● YOUR OBJECTIVE
Quote every line from the top of the listing down to and including the line that contains "string[]; marked?: boolean".

● SOURCE DATA

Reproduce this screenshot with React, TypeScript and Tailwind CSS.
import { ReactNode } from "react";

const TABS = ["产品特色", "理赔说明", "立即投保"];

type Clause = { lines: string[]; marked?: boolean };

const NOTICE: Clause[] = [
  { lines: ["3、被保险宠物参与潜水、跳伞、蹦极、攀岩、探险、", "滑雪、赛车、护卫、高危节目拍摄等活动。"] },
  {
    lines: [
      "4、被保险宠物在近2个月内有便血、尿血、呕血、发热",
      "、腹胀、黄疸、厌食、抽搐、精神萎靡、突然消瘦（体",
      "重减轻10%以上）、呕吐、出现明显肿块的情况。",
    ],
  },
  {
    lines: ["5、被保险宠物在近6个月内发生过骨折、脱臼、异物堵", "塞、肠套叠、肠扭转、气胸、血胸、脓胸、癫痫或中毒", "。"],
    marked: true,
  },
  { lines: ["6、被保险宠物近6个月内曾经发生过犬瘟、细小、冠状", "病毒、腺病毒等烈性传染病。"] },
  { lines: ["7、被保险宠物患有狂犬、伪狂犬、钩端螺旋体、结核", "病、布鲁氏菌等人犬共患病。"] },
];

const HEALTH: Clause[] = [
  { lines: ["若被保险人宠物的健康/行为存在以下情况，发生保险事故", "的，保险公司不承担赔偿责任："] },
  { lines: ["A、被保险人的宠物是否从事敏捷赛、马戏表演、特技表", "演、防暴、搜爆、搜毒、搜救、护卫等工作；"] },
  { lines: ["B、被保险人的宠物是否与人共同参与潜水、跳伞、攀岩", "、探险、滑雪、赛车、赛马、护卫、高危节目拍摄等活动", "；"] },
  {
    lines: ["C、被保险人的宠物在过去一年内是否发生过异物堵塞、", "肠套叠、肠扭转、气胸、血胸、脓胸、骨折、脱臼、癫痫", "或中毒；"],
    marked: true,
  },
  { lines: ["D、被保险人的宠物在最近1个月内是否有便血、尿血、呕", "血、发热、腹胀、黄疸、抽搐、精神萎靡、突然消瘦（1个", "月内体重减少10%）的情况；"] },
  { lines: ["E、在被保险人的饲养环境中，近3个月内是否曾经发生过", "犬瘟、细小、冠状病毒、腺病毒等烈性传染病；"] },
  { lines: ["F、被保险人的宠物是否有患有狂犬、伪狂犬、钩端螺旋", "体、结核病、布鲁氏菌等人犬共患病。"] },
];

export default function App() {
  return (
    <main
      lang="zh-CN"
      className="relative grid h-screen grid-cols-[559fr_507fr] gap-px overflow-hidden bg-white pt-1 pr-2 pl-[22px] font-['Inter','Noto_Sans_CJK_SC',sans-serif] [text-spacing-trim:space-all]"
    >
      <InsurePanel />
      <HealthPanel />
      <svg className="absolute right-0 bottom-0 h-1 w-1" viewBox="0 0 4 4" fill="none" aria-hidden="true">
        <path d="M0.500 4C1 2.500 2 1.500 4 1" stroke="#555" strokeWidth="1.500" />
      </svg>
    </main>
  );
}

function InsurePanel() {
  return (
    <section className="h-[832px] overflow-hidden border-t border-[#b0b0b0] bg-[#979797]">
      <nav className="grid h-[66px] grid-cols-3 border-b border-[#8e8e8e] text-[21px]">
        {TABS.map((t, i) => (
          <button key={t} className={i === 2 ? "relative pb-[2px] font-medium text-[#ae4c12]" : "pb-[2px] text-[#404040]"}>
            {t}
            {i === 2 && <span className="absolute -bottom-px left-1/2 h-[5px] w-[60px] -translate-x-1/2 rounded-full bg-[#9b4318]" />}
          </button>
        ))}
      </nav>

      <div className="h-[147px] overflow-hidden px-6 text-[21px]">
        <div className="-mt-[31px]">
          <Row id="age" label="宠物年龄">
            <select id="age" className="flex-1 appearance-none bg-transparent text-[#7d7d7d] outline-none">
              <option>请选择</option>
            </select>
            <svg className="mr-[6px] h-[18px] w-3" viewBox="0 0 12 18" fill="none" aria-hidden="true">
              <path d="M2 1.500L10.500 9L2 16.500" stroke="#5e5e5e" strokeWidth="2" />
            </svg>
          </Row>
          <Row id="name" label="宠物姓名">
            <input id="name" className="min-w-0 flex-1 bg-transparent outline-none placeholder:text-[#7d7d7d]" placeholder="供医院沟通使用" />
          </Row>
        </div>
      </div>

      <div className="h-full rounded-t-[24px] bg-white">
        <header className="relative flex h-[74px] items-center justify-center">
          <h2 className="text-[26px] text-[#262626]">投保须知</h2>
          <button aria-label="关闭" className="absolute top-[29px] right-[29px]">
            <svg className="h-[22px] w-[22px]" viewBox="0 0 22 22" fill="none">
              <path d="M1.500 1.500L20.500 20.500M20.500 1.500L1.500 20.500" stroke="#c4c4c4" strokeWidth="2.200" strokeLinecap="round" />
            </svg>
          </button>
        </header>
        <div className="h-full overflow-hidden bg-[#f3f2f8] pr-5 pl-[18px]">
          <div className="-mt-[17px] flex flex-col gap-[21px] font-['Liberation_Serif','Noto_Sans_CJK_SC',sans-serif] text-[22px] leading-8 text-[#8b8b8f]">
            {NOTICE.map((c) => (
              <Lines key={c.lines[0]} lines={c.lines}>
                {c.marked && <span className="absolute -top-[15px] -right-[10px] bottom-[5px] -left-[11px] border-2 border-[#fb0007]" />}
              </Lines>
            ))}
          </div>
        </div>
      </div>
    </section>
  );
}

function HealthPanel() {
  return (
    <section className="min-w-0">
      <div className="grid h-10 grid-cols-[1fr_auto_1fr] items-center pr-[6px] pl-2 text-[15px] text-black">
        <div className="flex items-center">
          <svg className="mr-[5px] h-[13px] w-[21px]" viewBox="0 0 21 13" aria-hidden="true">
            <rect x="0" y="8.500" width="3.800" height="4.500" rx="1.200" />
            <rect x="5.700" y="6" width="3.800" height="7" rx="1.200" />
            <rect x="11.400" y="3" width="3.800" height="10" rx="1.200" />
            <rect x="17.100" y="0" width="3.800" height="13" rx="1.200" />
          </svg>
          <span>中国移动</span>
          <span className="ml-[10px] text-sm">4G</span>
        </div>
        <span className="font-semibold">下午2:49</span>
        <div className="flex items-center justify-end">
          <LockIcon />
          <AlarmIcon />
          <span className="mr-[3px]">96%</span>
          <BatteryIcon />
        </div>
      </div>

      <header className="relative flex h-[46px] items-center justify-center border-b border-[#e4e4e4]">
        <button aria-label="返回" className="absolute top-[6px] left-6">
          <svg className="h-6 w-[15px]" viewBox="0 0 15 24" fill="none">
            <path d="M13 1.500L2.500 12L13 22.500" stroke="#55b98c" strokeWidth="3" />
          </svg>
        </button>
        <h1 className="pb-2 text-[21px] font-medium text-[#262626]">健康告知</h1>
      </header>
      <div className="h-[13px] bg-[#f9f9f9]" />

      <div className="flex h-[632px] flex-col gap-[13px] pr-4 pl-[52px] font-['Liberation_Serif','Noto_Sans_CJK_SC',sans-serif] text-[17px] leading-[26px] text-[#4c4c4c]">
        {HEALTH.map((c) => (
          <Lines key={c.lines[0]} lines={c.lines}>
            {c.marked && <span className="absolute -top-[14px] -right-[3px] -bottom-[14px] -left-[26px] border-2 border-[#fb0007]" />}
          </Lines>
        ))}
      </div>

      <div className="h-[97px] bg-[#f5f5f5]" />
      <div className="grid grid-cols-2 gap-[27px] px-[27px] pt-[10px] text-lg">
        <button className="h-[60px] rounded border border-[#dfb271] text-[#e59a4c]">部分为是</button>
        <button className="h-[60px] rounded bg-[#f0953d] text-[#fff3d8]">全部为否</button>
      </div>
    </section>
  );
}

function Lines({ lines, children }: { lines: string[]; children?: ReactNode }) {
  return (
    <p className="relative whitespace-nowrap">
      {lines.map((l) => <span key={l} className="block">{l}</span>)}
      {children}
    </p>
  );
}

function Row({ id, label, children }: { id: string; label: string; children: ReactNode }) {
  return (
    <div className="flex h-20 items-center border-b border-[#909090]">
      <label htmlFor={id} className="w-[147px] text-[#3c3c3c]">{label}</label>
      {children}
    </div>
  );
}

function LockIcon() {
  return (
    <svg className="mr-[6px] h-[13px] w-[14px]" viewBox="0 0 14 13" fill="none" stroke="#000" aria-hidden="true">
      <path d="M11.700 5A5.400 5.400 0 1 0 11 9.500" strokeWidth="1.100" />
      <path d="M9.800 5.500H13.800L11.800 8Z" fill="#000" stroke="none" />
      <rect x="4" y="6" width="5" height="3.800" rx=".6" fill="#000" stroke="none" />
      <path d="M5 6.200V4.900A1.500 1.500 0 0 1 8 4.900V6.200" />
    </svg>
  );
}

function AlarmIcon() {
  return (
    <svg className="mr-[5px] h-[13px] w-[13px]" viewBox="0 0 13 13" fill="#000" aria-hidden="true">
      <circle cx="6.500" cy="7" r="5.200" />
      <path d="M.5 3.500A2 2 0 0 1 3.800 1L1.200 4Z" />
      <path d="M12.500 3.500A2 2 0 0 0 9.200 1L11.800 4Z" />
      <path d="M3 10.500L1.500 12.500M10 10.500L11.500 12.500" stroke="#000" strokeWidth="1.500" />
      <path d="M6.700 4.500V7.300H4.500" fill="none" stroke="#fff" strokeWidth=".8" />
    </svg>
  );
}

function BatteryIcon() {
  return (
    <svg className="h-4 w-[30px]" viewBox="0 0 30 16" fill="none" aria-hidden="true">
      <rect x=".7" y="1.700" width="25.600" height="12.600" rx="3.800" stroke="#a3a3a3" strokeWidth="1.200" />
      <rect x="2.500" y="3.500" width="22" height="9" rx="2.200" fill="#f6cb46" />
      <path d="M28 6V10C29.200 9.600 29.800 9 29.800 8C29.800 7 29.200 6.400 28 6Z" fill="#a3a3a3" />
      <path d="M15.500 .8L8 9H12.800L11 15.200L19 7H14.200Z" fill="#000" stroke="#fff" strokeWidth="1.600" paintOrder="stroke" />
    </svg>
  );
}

● SOLUTION TO THIS EXERCISE
Reproduce this screenshot with React, TypeScript and Tailwind CSS.
import { ReactNode } from "react";

const TABS = ["产品特色", "理赔说明", "立即投保"];

type Clause = { lines: string[]; marked?: boolean };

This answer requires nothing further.